YOUR OBJECTIVE: The listing below begins with the first line you should copy; stop after the line containing "FaLinkedinIn, FaChevronDown, FaLongArrowAltRight", and drop every picture.
┄┄┄┄┄┄┄┄┄┄
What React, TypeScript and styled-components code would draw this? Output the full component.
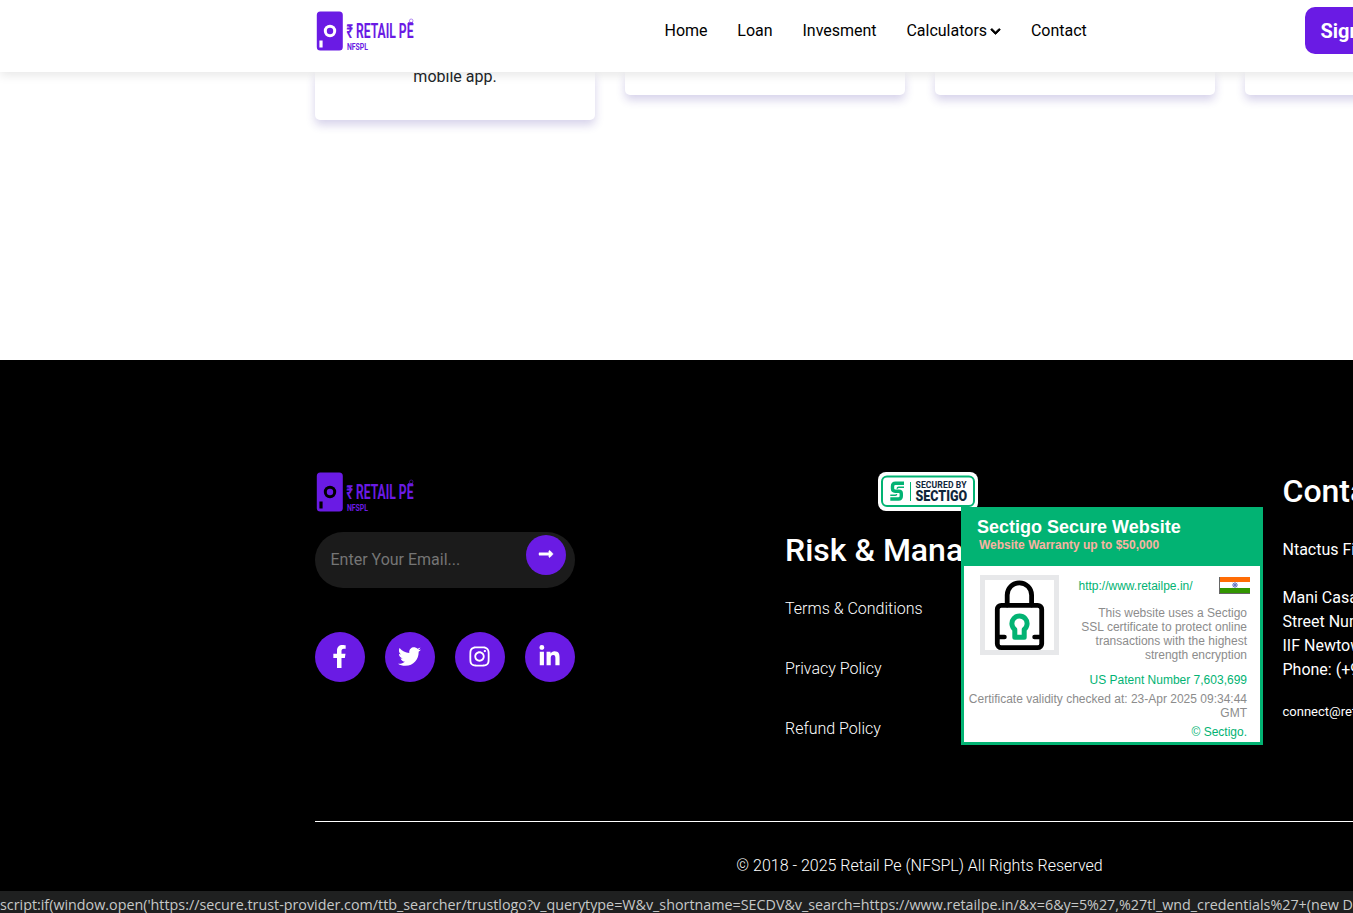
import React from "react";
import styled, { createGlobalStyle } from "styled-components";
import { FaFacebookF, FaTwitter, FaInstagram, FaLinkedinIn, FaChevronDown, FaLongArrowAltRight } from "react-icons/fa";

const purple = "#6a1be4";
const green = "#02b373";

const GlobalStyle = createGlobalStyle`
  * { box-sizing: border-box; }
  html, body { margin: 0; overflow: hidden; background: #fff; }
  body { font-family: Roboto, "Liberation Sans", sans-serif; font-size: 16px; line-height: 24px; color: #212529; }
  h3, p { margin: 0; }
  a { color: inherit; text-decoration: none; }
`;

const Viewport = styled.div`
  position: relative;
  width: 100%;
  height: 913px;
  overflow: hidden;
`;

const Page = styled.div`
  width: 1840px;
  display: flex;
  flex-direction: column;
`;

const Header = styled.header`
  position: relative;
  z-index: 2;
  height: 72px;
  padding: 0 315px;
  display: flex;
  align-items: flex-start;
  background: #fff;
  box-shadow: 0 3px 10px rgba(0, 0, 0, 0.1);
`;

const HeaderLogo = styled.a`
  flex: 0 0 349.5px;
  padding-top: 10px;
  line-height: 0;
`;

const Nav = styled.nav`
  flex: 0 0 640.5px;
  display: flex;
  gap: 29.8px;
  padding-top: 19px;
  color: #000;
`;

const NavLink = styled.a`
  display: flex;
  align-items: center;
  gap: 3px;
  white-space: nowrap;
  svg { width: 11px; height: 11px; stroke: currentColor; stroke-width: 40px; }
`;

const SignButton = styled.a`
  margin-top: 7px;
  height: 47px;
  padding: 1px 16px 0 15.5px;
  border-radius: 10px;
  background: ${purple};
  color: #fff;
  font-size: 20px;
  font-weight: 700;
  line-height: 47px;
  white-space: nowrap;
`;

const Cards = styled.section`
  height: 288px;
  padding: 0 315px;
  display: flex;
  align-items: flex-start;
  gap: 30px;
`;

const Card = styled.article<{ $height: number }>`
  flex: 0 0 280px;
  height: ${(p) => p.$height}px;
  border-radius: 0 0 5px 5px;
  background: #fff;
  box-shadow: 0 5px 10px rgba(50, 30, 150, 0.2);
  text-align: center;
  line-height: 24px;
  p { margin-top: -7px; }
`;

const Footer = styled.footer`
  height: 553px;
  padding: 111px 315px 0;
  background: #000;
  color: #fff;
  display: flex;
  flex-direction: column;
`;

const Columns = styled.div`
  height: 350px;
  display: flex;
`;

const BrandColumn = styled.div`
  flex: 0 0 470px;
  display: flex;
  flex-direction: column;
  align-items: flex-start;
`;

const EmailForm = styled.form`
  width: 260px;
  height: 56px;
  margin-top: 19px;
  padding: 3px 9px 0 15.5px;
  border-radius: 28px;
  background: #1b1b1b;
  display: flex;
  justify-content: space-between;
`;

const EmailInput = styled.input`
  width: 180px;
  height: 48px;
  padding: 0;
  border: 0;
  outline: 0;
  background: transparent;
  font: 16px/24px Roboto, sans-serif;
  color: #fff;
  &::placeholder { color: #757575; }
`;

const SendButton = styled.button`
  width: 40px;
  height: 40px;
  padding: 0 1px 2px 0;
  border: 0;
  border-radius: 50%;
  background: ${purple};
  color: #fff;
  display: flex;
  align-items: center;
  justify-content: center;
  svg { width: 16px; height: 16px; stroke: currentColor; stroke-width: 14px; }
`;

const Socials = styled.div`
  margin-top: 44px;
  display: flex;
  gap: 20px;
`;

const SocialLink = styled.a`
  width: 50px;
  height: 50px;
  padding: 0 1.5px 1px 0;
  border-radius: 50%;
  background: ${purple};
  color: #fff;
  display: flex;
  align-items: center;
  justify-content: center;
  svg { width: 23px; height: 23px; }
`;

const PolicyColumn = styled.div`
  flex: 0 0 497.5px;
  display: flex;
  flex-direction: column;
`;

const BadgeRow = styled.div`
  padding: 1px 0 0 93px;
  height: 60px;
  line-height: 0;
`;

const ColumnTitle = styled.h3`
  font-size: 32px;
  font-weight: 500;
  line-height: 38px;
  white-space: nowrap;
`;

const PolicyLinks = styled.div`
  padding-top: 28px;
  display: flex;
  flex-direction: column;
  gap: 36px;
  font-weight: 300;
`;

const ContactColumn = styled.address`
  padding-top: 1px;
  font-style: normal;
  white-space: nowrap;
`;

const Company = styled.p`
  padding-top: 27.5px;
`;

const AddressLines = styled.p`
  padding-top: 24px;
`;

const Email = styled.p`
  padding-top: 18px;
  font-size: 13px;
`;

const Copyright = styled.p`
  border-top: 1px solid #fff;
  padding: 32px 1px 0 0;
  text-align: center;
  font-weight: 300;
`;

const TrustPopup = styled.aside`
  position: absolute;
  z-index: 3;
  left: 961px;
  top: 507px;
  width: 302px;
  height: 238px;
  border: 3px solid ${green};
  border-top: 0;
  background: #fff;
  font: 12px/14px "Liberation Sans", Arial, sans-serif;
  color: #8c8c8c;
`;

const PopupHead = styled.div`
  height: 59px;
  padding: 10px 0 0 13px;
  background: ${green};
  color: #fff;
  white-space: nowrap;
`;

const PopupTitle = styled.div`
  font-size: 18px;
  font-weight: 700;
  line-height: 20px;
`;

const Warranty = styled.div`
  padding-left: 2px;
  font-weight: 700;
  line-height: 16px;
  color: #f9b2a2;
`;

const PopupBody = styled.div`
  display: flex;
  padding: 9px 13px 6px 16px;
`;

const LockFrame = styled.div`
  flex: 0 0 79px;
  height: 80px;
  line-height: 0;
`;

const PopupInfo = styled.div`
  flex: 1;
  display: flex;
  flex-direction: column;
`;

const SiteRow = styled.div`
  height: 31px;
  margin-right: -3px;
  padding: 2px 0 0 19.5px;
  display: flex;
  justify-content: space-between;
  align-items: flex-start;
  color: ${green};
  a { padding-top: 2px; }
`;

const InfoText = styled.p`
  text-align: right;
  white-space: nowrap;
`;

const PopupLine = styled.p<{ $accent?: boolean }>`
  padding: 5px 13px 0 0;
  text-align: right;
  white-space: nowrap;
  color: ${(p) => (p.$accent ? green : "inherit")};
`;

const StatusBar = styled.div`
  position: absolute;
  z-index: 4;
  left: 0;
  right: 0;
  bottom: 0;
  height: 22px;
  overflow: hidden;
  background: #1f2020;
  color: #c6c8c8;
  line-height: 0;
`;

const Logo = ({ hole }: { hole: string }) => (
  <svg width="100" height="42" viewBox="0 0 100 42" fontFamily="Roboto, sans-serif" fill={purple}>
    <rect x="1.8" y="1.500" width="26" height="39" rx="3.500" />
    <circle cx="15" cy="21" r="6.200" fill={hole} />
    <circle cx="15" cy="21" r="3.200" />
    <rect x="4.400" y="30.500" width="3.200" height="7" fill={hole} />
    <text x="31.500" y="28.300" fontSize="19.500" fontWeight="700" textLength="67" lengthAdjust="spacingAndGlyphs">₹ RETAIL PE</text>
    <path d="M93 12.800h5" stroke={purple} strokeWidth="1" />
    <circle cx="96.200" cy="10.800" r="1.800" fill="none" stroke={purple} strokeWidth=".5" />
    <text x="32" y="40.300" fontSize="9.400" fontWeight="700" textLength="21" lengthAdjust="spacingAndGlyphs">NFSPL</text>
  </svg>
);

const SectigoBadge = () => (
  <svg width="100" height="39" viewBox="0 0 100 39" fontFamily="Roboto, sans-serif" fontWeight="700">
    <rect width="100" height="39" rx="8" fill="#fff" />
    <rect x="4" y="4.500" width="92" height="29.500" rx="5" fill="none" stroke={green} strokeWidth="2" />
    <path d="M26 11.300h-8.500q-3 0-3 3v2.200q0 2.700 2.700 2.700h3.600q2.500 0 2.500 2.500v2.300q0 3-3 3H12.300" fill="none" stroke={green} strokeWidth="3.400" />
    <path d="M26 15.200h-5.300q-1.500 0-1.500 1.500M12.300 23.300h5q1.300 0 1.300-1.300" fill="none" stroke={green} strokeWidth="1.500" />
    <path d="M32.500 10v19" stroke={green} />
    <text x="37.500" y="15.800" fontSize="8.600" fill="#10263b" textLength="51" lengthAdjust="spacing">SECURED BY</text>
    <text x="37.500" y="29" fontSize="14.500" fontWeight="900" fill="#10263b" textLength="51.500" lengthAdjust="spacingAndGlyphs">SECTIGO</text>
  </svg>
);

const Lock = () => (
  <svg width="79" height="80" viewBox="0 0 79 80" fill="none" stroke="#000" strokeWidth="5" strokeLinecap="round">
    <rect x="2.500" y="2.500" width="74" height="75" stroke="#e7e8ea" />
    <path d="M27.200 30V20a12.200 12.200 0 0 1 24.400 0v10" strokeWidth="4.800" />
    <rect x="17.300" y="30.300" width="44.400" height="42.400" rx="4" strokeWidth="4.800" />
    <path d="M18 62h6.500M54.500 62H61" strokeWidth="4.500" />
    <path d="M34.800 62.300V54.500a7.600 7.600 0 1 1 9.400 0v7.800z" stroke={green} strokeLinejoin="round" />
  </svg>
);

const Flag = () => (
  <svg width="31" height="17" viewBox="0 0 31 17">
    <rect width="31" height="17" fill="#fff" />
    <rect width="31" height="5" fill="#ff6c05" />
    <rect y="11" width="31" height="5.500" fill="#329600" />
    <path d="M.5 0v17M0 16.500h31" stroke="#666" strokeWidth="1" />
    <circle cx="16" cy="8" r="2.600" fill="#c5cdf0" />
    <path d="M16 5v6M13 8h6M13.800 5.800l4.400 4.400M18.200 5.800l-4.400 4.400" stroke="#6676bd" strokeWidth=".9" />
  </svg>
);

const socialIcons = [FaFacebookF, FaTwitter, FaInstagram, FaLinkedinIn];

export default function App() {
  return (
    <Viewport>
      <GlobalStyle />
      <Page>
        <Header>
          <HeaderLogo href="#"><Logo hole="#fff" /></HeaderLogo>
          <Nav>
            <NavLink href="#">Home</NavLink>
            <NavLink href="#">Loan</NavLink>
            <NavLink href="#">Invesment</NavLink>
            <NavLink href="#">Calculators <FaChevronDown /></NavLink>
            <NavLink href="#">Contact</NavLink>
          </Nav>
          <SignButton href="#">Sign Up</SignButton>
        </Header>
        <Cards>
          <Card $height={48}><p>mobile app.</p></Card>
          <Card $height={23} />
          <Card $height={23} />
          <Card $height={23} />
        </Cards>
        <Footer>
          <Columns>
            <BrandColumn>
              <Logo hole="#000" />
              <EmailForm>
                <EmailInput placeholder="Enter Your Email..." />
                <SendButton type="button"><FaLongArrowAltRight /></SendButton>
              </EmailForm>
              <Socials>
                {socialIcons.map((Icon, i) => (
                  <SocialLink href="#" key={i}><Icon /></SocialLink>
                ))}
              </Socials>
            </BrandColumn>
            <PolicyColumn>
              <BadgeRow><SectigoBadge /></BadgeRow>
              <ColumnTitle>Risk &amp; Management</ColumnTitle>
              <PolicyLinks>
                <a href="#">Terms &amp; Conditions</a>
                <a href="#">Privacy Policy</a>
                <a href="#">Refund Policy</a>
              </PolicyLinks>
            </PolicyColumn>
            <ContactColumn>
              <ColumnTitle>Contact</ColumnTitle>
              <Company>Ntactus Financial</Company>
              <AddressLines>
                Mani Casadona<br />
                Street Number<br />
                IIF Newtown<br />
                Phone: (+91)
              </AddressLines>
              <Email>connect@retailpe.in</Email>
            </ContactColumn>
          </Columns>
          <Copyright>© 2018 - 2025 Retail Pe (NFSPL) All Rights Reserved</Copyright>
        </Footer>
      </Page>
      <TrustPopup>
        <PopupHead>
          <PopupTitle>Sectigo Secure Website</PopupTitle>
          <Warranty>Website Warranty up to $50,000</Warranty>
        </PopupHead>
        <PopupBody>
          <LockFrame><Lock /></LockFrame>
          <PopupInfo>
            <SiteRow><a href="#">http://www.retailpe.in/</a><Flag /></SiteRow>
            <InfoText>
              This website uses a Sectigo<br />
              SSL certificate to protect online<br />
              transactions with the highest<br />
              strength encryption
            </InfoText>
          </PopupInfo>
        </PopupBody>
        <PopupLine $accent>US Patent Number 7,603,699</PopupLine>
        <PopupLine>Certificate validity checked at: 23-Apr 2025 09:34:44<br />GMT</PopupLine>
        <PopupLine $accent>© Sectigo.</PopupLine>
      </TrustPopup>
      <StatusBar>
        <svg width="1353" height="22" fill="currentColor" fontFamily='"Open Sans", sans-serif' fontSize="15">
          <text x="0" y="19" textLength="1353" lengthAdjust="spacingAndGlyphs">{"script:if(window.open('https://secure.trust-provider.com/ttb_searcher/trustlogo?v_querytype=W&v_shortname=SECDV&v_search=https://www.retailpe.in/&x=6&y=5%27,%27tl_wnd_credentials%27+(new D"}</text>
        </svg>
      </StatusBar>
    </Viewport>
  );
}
┄┄┄┄┄┄┄┄┄┄
REPLY:
What React, TypeScript and styled-components code would draw this? Output the full component.
import React from "react";
import styled, { createGlobalStyle } from "styled-components";
import { FaFacebookF, FaTwitter, FaInstagram, FaLinkedinIn, FaChevronDown, FaLongArrowAltRight } from "react-icons/fa";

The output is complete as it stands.